Locate every line below that contains the word "React" and copy it.

### Stored data

start

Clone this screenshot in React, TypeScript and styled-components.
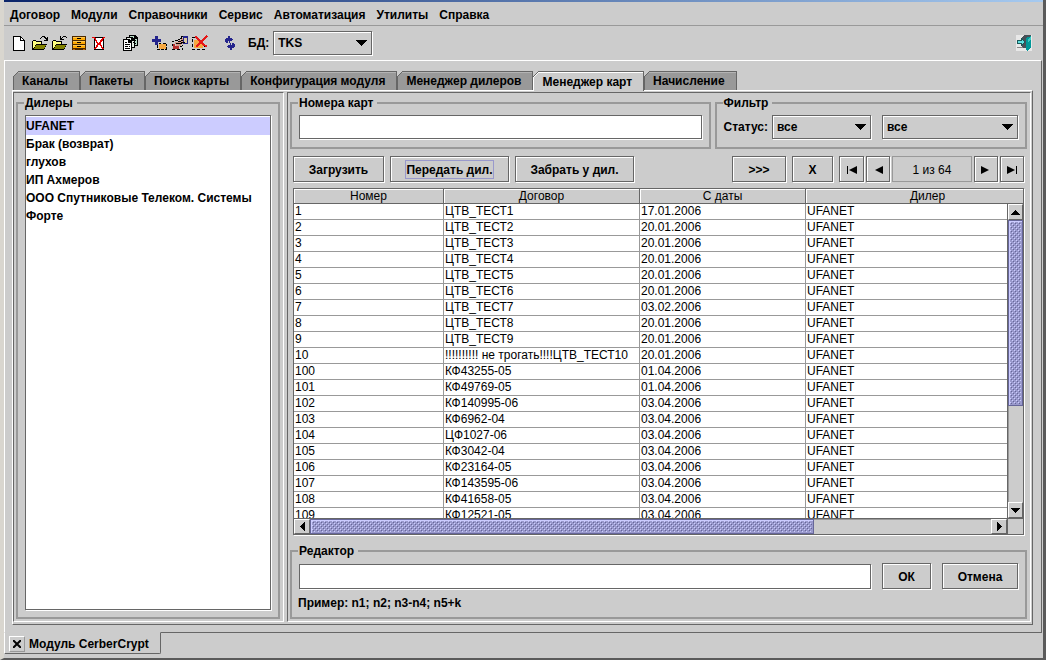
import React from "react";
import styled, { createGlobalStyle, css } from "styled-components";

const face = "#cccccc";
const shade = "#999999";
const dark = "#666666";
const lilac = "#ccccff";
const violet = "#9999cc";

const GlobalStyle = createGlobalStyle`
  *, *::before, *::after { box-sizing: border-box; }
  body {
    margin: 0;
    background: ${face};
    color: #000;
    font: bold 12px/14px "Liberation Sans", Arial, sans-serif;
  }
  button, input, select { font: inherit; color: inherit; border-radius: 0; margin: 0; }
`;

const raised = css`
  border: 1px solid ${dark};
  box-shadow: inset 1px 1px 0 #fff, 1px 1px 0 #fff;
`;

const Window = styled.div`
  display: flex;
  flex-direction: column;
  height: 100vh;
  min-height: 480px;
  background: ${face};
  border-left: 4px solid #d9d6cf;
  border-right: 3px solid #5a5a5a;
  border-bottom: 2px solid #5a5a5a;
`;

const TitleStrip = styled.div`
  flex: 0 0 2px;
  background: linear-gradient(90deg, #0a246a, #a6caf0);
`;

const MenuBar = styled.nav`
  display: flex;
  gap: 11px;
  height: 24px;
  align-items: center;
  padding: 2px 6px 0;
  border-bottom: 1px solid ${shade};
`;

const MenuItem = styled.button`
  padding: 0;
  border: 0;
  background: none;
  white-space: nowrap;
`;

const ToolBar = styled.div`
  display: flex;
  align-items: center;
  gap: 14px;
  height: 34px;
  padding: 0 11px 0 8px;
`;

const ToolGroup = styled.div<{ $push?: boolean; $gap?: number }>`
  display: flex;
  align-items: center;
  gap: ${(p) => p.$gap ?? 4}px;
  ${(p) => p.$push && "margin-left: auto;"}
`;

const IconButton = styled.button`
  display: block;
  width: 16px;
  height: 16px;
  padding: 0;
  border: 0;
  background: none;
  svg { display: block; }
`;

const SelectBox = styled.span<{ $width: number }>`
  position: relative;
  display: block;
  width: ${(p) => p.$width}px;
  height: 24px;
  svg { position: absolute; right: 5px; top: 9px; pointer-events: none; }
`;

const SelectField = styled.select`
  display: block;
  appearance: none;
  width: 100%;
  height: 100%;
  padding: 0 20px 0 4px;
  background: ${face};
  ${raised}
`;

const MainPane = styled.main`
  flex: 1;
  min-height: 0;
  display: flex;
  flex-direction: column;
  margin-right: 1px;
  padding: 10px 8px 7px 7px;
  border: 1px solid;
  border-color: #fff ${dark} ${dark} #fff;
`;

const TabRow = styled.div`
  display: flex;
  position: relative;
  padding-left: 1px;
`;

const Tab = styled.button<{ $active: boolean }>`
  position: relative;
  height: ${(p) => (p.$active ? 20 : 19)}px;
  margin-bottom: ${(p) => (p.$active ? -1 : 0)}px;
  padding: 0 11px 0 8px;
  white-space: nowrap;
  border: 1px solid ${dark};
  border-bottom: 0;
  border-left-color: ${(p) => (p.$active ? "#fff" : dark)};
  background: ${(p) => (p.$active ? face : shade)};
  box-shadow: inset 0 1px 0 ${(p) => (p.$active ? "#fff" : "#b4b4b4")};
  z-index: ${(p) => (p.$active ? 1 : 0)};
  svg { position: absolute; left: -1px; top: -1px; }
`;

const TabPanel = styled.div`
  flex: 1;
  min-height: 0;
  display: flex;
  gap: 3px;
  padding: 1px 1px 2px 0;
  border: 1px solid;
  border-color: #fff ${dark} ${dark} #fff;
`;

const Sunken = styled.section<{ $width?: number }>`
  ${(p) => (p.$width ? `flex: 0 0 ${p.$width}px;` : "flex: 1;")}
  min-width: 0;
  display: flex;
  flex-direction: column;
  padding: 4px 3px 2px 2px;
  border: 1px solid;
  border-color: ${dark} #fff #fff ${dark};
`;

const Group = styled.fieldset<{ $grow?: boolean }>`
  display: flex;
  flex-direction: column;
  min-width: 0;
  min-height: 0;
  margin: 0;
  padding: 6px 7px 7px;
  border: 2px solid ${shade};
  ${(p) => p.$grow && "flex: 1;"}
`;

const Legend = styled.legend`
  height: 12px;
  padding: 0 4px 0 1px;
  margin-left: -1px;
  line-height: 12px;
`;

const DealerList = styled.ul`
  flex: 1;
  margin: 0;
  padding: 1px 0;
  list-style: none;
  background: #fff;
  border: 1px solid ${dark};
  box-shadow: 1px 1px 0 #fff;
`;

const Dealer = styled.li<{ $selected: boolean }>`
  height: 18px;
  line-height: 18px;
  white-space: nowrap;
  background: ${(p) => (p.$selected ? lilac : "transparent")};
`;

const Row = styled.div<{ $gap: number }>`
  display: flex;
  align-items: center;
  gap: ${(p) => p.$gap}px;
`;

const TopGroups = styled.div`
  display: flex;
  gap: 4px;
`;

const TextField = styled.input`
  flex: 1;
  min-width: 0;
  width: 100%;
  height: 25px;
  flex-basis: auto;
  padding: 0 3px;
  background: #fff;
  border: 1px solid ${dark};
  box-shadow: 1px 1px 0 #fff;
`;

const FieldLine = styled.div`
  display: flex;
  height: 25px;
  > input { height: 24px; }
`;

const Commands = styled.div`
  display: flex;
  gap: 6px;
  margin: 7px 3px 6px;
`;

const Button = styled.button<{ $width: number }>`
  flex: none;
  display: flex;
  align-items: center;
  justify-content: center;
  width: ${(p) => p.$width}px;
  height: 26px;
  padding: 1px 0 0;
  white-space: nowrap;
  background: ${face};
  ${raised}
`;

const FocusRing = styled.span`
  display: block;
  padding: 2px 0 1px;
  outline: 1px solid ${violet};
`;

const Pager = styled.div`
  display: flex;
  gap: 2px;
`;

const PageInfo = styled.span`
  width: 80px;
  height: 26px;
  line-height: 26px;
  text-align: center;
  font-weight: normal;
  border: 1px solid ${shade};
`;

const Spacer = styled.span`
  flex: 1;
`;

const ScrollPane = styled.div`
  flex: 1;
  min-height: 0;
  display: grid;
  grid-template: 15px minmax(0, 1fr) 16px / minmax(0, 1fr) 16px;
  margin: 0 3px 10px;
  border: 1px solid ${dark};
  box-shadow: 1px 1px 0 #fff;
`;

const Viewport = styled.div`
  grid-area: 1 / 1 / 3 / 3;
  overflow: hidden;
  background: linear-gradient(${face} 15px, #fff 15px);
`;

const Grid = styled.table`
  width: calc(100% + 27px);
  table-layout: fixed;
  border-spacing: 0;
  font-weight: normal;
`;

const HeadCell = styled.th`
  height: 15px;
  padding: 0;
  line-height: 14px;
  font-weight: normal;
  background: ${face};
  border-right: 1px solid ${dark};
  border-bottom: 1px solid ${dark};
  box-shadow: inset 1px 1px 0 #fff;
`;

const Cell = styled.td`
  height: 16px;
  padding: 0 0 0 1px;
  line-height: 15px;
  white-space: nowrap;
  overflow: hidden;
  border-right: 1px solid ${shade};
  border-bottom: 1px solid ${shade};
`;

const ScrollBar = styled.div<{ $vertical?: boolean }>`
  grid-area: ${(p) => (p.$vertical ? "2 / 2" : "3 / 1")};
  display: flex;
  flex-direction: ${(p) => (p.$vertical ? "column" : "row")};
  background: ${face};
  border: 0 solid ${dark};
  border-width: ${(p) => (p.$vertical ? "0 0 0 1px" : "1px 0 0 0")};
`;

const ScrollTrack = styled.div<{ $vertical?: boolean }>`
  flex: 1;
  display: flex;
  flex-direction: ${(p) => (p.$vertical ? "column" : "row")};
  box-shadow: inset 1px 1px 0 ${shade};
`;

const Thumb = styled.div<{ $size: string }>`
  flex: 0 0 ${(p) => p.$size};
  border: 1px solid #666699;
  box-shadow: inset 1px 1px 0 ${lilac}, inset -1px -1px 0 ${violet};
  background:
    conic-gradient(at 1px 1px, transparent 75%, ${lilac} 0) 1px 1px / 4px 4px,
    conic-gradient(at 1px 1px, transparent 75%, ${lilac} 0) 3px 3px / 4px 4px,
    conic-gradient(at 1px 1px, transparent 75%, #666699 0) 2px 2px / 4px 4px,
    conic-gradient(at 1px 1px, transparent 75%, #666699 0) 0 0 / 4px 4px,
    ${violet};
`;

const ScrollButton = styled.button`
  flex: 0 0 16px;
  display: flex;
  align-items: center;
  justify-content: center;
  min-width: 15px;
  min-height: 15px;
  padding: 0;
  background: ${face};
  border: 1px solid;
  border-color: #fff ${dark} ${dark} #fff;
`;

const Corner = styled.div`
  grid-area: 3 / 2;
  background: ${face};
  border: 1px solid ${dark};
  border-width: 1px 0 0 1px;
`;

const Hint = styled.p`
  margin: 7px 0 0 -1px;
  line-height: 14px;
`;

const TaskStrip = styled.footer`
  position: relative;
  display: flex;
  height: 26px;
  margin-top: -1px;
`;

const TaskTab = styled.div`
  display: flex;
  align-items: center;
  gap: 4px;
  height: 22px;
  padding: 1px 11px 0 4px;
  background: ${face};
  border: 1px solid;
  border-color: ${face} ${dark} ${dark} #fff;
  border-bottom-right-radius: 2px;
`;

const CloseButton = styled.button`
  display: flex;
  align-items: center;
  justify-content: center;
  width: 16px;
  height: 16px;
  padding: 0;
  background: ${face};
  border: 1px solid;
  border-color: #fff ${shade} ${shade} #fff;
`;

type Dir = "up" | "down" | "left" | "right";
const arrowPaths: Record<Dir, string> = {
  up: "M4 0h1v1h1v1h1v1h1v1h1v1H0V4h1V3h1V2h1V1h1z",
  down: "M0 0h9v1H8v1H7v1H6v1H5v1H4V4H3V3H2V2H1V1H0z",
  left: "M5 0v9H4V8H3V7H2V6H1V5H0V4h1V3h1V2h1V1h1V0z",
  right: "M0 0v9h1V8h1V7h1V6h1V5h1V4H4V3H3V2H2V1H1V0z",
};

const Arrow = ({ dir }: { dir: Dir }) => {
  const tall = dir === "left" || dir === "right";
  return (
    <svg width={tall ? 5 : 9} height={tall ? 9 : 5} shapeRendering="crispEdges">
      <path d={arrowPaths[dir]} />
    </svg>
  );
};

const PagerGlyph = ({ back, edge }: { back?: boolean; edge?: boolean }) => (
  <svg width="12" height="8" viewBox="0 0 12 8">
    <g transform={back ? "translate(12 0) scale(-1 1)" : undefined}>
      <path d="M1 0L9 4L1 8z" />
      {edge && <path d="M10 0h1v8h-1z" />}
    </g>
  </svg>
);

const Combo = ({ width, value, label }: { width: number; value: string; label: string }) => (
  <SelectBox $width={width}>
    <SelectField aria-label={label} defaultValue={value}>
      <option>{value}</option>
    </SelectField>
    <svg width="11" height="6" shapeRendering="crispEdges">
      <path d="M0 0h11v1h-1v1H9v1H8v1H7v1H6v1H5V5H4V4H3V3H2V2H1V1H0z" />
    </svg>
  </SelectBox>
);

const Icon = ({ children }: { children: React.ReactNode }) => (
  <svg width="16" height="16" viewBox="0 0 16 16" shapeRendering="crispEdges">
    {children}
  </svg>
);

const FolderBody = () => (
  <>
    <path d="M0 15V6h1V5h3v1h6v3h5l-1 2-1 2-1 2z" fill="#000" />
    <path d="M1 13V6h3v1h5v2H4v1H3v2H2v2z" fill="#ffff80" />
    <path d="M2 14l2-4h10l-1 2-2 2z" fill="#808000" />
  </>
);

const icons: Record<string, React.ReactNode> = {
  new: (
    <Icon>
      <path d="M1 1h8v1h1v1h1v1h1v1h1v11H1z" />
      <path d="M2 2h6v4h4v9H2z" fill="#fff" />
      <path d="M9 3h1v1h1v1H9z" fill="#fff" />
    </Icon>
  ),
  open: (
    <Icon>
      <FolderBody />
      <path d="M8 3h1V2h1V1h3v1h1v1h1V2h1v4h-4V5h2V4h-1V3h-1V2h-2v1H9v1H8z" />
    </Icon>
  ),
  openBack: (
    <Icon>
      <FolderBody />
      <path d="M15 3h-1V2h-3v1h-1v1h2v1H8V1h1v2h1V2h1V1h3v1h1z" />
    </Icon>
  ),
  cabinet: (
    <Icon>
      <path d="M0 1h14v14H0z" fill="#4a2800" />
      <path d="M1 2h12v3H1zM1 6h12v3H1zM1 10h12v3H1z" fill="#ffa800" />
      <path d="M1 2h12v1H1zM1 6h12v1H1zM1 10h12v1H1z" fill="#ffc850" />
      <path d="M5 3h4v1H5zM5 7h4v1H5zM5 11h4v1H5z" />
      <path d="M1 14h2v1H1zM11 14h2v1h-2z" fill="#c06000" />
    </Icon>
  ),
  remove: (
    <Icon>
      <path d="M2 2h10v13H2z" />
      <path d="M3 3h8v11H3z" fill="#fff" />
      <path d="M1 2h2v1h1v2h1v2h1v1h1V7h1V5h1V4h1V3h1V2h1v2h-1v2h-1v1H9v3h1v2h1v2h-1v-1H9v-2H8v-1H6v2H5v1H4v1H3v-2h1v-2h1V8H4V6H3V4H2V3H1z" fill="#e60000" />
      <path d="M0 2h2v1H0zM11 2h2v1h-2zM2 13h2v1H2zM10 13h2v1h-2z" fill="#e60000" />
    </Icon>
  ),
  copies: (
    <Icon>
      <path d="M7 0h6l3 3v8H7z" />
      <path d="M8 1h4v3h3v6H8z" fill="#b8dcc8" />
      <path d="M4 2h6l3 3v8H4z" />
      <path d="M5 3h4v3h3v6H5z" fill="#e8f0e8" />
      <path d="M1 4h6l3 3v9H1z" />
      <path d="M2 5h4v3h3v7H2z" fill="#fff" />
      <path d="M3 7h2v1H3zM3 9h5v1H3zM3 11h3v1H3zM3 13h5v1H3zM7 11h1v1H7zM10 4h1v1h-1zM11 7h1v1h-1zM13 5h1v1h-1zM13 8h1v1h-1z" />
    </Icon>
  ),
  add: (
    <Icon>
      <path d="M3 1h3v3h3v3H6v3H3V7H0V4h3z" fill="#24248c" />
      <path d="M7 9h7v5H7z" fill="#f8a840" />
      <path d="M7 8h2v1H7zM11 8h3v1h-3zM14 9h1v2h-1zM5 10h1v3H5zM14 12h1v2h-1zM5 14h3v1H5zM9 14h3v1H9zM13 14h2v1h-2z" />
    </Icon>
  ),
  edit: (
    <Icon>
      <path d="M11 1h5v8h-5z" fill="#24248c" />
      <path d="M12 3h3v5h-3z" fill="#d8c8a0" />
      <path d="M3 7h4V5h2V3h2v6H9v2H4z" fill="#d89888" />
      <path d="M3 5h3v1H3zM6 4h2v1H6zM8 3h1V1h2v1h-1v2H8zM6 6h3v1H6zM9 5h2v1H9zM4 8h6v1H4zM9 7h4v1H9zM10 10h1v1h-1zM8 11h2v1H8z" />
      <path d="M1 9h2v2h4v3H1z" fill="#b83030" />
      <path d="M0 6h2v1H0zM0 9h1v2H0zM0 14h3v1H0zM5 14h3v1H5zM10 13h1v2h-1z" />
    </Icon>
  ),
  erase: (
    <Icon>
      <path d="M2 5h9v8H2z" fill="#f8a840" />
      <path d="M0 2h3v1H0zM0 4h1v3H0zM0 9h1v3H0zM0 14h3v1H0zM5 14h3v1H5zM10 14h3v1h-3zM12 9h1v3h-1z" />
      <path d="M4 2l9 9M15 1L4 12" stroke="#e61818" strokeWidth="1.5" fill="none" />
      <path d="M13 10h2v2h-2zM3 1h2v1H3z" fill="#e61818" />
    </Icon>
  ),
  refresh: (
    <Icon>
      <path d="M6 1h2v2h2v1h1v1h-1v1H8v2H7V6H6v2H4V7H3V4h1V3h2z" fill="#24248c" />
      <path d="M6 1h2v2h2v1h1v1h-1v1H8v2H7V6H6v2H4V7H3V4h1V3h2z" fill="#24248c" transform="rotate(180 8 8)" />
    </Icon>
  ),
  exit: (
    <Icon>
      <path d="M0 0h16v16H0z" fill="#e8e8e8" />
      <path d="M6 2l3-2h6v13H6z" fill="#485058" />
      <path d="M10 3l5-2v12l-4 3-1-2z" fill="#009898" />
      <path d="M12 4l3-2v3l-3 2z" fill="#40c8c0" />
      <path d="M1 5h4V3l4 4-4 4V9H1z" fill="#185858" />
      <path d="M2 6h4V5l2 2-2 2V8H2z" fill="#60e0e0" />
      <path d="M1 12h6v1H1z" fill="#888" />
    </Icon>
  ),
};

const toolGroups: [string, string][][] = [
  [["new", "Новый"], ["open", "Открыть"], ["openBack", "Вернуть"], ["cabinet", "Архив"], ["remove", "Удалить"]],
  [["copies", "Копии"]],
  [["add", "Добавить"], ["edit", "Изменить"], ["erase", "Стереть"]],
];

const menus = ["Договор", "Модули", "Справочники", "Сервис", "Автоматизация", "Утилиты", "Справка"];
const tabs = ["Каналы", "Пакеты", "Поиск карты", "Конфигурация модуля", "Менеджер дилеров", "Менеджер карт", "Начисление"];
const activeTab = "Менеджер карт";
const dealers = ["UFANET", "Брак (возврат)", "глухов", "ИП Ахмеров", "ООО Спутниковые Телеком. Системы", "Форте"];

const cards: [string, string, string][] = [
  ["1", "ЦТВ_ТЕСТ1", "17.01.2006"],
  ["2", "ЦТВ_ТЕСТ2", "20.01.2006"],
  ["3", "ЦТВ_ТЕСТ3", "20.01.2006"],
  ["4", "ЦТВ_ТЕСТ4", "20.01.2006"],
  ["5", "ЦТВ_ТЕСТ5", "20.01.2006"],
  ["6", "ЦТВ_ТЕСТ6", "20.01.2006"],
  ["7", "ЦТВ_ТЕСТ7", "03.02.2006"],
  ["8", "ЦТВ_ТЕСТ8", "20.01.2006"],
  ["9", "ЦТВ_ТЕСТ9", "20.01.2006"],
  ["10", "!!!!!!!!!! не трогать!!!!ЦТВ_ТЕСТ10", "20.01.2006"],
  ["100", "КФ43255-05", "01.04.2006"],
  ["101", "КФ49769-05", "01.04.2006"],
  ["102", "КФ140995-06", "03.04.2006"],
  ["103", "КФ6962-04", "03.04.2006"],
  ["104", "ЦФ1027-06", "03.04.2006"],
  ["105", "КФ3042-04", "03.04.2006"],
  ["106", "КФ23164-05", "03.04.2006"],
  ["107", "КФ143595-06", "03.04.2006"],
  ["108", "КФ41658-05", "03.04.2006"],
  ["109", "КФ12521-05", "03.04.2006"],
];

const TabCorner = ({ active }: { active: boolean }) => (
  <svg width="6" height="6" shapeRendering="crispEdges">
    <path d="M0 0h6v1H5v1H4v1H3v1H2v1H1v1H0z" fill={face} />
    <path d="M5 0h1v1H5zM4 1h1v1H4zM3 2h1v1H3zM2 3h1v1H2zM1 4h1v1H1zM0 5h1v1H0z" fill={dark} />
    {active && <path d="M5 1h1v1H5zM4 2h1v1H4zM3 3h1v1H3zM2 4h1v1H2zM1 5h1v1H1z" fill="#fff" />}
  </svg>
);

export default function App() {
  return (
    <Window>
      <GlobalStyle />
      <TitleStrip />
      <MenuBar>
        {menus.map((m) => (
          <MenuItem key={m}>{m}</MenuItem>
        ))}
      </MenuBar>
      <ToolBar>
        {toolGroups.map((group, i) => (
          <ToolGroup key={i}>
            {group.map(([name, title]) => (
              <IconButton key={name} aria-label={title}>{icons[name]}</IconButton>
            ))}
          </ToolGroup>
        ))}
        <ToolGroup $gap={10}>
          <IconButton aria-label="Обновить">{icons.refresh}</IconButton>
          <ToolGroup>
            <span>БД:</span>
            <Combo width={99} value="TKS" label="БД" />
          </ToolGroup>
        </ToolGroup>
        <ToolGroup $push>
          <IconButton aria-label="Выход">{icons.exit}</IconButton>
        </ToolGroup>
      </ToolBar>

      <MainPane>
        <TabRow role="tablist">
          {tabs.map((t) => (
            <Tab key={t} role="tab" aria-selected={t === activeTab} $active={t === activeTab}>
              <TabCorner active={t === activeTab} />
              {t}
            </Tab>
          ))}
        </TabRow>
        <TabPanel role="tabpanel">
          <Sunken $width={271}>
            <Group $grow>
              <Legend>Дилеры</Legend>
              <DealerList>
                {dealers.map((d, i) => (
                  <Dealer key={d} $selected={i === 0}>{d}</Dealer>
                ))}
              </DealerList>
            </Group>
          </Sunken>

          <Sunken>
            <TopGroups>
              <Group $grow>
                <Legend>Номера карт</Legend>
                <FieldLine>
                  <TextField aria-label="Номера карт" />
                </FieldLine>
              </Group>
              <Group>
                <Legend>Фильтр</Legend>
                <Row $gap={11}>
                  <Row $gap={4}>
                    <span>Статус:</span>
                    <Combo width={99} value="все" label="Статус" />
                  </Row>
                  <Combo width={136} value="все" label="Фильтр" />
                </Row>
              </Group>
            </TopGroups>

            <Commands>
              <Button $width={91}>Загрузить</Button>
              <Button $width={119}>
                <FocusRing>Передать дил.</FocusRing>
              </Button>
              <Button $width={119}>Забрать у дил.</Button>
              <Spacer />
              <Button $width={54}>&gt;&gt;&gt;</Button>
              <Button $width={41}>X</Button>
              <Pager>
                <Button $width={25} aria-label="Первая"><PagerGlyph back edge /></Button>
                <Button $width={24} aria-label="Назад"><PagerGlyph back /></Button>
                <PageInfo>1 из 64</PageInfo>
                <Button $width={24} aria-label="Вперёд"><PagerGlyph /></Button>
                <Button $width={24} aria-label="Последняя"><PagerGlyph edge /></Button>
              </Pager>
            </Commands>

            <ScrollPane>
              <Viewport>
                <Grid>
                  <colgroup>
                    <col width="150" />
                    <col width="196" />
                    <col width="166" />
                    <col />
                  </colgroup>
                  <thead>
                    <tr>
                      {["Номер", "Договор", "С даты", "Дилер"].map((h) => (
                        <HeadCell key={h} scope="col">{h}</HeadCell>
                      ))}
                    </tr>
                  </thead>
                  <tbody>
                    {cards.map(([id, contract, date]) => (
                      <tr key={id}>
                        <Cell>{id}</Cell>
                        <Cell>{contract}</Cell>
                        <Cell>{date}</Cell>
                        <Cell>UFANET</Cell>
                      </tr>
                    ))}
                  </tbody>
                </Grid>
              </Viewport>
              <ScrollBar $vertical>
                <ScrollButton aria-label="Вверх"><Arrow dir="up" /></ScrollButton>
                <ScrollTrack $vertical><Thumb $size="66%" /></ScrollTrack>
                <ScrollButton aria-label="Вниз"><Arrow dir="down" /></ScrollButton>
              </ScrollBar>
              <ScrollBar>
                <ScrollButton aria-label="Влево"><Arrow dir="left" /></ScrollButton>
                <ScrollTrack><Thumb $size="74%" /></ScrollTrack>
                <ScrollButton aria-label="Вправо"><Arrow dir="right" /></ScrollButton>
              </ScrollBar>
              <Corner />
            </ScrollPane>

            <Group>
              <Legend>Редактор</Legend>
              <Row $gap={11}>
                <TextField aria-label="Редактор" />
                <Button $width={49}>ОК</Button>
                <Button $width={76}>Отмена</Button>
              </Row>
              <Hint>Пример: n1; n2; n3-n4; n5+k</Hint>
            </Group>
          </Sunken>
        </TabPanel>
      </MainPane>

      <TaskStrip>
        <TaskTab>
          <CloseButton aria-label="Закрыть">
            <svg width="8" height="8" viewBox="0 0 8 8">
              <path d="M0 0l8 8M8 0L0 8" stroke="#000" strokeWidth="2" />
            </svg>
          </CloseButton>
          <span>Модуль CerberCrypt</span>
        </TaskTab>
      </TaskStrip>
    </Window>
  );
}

end

### Answer to the task
Clone this screenshot in React, TypeScript and styled-components.
import React from "react";
const Icon = ({ children }: { children: React.ReactNode }) => (
const icons: Record<string, React.ReactNode> = {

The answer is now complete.